Taxpayers often enter into agreements to acquire shares in a company that are held as a long-term investment to generate returns, form joint ventures with other persons or take part in corporate reorganisation or restructuring transactions. Expenditure incurred by a taxpayer in respect of these type of transactions, such as professional and legal fees, is considered capital in nature as it is incurred to establish, improve or add to the income-earning structure of the business. From the perspective of a company issuing shares, no deduction is claimable in respect of the costs incurred in raising share capital on the basis that such expenditure is closely related to the company’s capital structure and it is therefore capital in nature.
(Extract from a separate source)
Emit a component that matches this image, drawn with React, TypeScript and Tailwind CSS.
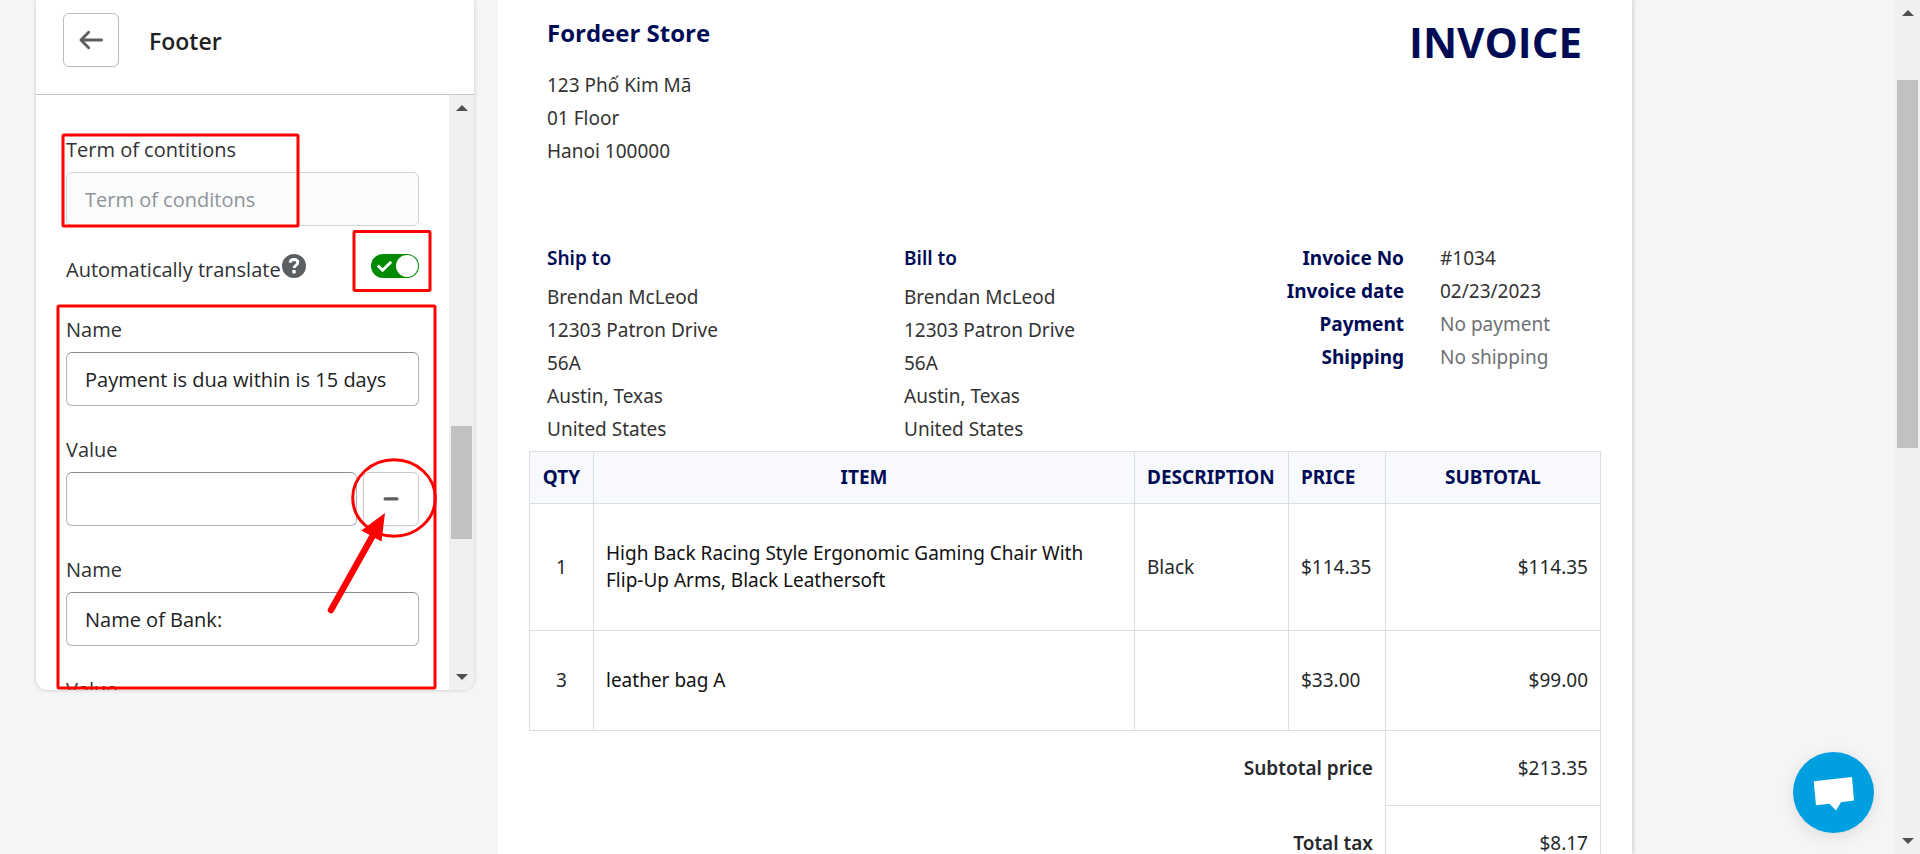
import { useId, useState } from "react";
import { FaCheck } from "react-icons/fa";

const SHIP_LINES = ["Brendan McLeod", "12303 Patron Drive", "56A", "Austin, Texas", "United States"];
const STORE_LINES = ["123 Phố Kim Mã", "01 Floor", "Hanoi 100000"];
const META = [
  { label: "Invoice No", value: "#1034", muted: false },
  { label: "Invoice date", value: "02/23/2023", muted: false },
  { label: "Payment", value: "No payment", muted: true },
  { label: "Shipping", value: "No shipping", muted: true },
];
const ITEMS = [
  {
    qty: "1",
    item: "High Back Racing Style Ergonomic Gaming Chair With Flip-Up Arms, Black Leathersoft",
    description: "Black",
    price: "$114.35",
    subtotal: "$114.35",
    height: "h-[127px]",
  },
  { qty: "3", item: "leather bag A", description: "", price: "$33.00", subtotal: "$99.00", height: "h-[100px]" },
];
const TOTALS = [
  { label: "Subtotal price", value: "$213.35" },
  { label: "Total tax", value: "$8.17" },
];

const INPUT =
  "h-[54px] w-full min-w-0 rounded-md border border-[#aeb4b9] border-t-[#898f94] bg-white px-[18px] text-xl text-[#202223] outline-none";

function ScrollArrow({ down = false }: { down?: boolean }) {
  return (
    <svg viewBox="0 0 12 6" className={down ? "h-[6px] w-3 rotate-180" : "h-[6px] w-3"} aria-hidden="true">
      <path d="M6 0 12 6H0Z" fill="#505050" />
    </svg>
  );
}

function Field({ label, value, removable = false }: { label: string; value: string; removable?: boolean }) {
  const id = useId();
  return (
    <div>
      <label htmlFor={id} className="mb-2 block leading-7">
        {label}
      </label>
      <div className="flex gap-[6px]">
        <input id={id} type="text" defaultValue={value} className={INPUT} />
        {removable && (
          <button
            type="button"
            aria-label="Remove"
            className="flex h-[54px] w-14 shrink-0 items-center justify-center rounded-md border border-[#c9cccf] bg-white shadow-xs"
          >
            <svg viewBox="0 0 16 4" className="h-1 w-4" aria-hidden="true">
              <rect x="0.5" y="0.3" width="15" height="3.2" rx="1.5" fill="#5c5f62" />
            </svg>
          </button>
        )}
      </div>
    </div>
  );
}

function Sidebar() {
  const [translate, setTranslate] = useState(true);
  return (
    <aside className="relative flex h-[calc(100vh-164px)] w-[438px] shrink-0 flex-col overflow-hidden rounded-b-xl bg-white text-xl text-[#303234] shadow-[0_0_4px_rgba(23,24,24,0.2)]">
      <header className="flex items-start border-b border-[#c5c8cb] px-[27px] pt-[13px] pb-[27px]">
        <button
          type="button"
          aria-label="Back"
          className="flex h-[54px] w-14 items-center justify-center rounded-md border border-[#babfc3] bg-white shadow-xs"
        >
          <svg viewBox="0 0 24 20" className="h-5 w-6" fill="none" stroke="#5c5f62" strokeWidth="2.9" strokeLinecap="round" strokeLinejoin="round" aria-hidden="true">
            <path d="M22.5 10H2M9.600 2.300 2 10l7.600 7.700" />
          </svg>
        </button>
        <h2 className="ml-[30px] pt-3 text-[23px] leading-8 font-semibold text-[#202223]">Footer</h2>
      </header>

      <div className="flex min-h-0 flex-1">
        <div className="min-w-0 flex-1 overflow-hidden pt-[41px] pr-[30px] pl-[30px]">
          <label htmlFor="terms" className="mb-2 block leading-7">
            Term of contitions
          </label>
          <input
            id="terms"
            type="text"
            disabled
            placeholder="Term of conditons"
            className="h-[54px] w-full rounded-md border border-[#d2d5d8] bg-[#fafbfb] px-[18px] text-xl placeholder:text-[#8f9499]"
          />
          <div className="flex h-[90px] items-center justify-between pb-[10px]">
            <div className="flex items-center gap-px">
              <label htmlFor="translate" className="pt-[7px] leading-7">
                Automatically translate
              </label>
              <svg viewBox="0 0 24 24" className="h-6 w-6" aria-hidden="true">
                <circle cx="12" cy="12" r="12" fill="#5c5f62" />
                <path d="M8.200 8.700c0-2 1.700-3.200 3.800-3.200s3.800 1.200 3.800 3.100c0 2.600-3.700 2.600-3.700 5.500" fill="none" stroke="#fff" strokeWidth="2.800" />
                <rect x="10.300" y="16" width="3.400" height="3.400" rx="0.600" fill="#fff" />
              </svg>
            </div>
            <label className="relative flex h-6 w-12 cursor-pointer items-center justify-between rounded-full bg-[#008a00] pr-px pl-[6px]">
              <input
                id="translate"
                type="checkbox"
                aria-label="Automatically translate"
                checked={translate}
                onChange={(e) => setTranslate(e.target.checked)}
                className="peer sr-only"
              />
              <FaCheck className="h-[15px] w-[15px] text-white" />
              <span className="h-[22px] w-[22px] rounded-full bg-white" />
            </label>
          </div>
          <div className="flex flex-col gap-[30px]">
            <Field label="Name" value="Payment is dua within is 15 days" />
            <Field label="Value" value="" removable />
            <Field label="Name" value="Name of Bank:" />
            <Field label="Value" value="" removable />
          </div>
        </div>
        <div className="flex w-[25px] shrink-0 flex-col items-center bg-[#f0f0f0] py-[10px]" aria-hidden="true">
          <ScrollArrow />
          <div className="flex min-h-0 w-[21px] flex-1 flex-col">
            <div className="h-[56%]" />
            <div className="h-[113px] bg-[#c1c1c1]" />
          </div>
          <ScrollArrow down />
        </div>
      </div>
    </aside>
  );
}

/** Hand-drawn guide marks laid over the settings panel. */
function Annotations() {
  return (
    <svg className="pointer-events-none absolute top-0 left-0 h-[700px] w-[480px]" viewBox="0 0 480 700" fill="none" stroke="#ff0000" strokeWidth="3" aria-hidden="true">
      <rect x="63" y="135" width="235" height="91" rx="1" />
      <rect x="354" y="231.500" width="76" height="59" rx="1" />
      <rect x="58" y="306" width="377" height="382" rx="1" />
      <ellipse cx="394" cy="498" rx="41.300" ry="38.200" />
      <path d="M331 610 372 537" strokeWidth="6.500" strokeLinecap="round" />
      <path d="M385 513 361.300 530.600 381.500 541.500Z" fill="#ff0000" stroke="none" />
    </svg>
  );
}

function Address({ title }: { title: string }) {
  return (
    <div className="w-[357px] shrink leading-[33px]">
      <h3 className="mb-[6px] font-semibold text-[#000b56]">{title}</h3>
      {SHIP_LINES.map((line) => (
        <p key={line}>{line}</p>
      ))}
    </div>
  );
}

function Invoice() {
  return (
    <main className="min-w-0 max-w-[1134px] flex-1 overflow-hidden bg-white px-[31px] font-['Noto_Sans','Open_Sans',sans-serif] text-[19px] text-[#333] shadow-[2px_0_3px_rgba(23,24,24,0.12)]">
      <div className="flex justify-between pt-[15px] pr-[19px] pl-[18px] font-['Open_Sans','Noto_Sans',sans-serif]">
        <div>
          <h2 className="mb-[18px] text-2xl leading-9 font-bold text-[#000b56]">Fordeer Store</h2>
          {STORE_LINES.map((line) => (
            <p key={line} className="font-['Noto_Sans','Open_Sans',sans-serif] leading-[33px]">
              {line}
            </p>
          ))}
        </div>
        <h1 className="text-[42px] leading-[54px] font-bold text-[#000b56]">INVOICE</h1>
      </div>

      <div className="mt-[74px] flex pl-[18px]">
        <Address title="Ship to" />
        <Address title="Bill to" />
        <dl className="grid flex-1 grid-cols-[143px_1fr] content-start gap-x-9 leading-[33px]">
          {META.map((m) => (
            <div key={m.label} className="contents">
              <dt className="text-right font-bold whitespace-nowrap text-[#000b56]">{m.label}</dt>
              <dd className={m.muted ? "text-[#6d7175]" : ""}>{m.value}</dd>
            </div>
          ))}
        </dl>
      </div>

      <table className="mt-[5px] w-full table-fixed border-collapse text-[#26292c]">
        <colgroup>
          <col className="w-16" />
          <col />
          <col className="w-[154px]" />
          <col className="w-[97px]" />
          <col className="w-[215px]" />
        </colgroup>
        <thead>
          <tr className="h-[52px] bg-[#f8f9fc] text-[#000b56] [&>th]:border [&>th]:border-[#dadde1] [&>th]:font-bold">
            <th>QTY</th>
            <th>ITEM</th>
            <th className="px-3 text-left">DESCRIPTION</th>
            <th className="px-3 text-left">PRICE</th>
            <th>SUBTOTAL</th>
          </tr>
        </thead>
        <tbody>
          {ITEMS.map((row) => (
            <tr key={row.item} className="[&>td]:border [&>td]:border-[#dadde1] [&>td]:px-3">
              <td className={`${row.height} text-center`}>{row.qty}</td>
              <td className="leading-[27px] text-[#111]">
                <p className="max-w-[500px]">{row.item}</p>
              </td>
              <td>{row.description}</td>
              <td>{row.price}</td>
              <td className="text-right">{row.subtotal}</td>
            </tr>
          ))}
          {TOTALS.map((row) => (
            <tr key={row.label} className="h-[75px]">
              <th colSpan={4} className="px-3 text-right font-semibold">
                {row.label}
              </th>
              <td className="border border-[#dadde1] px-3 text-right">{row.value}</td>
            </tr>
          ))}
        </tbody>
      </table>
    </main>
  );
}

export default function App() {
  return (
    <div className="relative flex h-screen overflow-hidden bg-[#f5f5f5] font-['Open_Sans','Noto_Sans',sans-serif]">
      <div className="flex min-w-0 flex-1 gap-6 pl-9">
        <Sidebar />
        <Invoice />
      </div>
      <div className="flex w-[25px] shrink-0 flex-col items-center bg-[#f0f0f0] py-[10px]" aria-hidden="true">
        <ScrollArrow />
        <div className="flex w-[21px] flex-1 flex-col pt-16">
          <div className="h-[368px] bg-[#c1c1c1]" />
        </div>
        <ScrollArrow down />
      </div>
      <Annotations />
      <button
        type="button"
        aria-label="Open chat"
        className="absolute right-[46px] bottom-[21px] h-[81px] w-[81px] rounded-full bg-[#009fe0] shadow-[0_4px_16px_rgba(0,0,0,0.1)]"
      >
        <svg viewBox="0 0 81 81" aria-hidden="true">
          <path d="M20.700 29.300 59 25 61 48.500 48 50.300 43 58.600 36.500 51.700 23 53.300Z" fill="#fff" />
        </svg>
      </button>
    </div>
  );
}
Examples of such costs include underwriting commissions, legal fees and other professional fees. Expenditure related to the incorporation of a company and expenditure incurred to alter the memorandum of incorporation of a company are also closely related to the capital structure of the company and are not deductible. Where a taxpayer incurs a loss on the disposal of a business or shares, such a loss would be capital in nature unless the taxpayer is a trader or dealer in shares or business ventures.
Even if an amount qualifies as a deduction in terms of the provisions of section 11(a), among others, the taxpayer may be required to spread the deduction in terms of section 23H. Subject to certain exceptions, this would be required in respect of goods or services, all of which will not be supplied or rendered during the year of assessment in which the expenditure is incurred and, in respect of any other benefit, where the period to which the expenditure relates extends beyond the year of assessment in which the expenditure is incurred.
Inappropriately claiming a deduction for expenditure that is of a capital nature may lead to the imposition of severe understatement and underestimation penalties. The taxpayer may also be exposed to interest on the late payment of normal tax resulting from the understatement. Taxpayers should therefore contact a tax advisor for assistance with any uncertainties.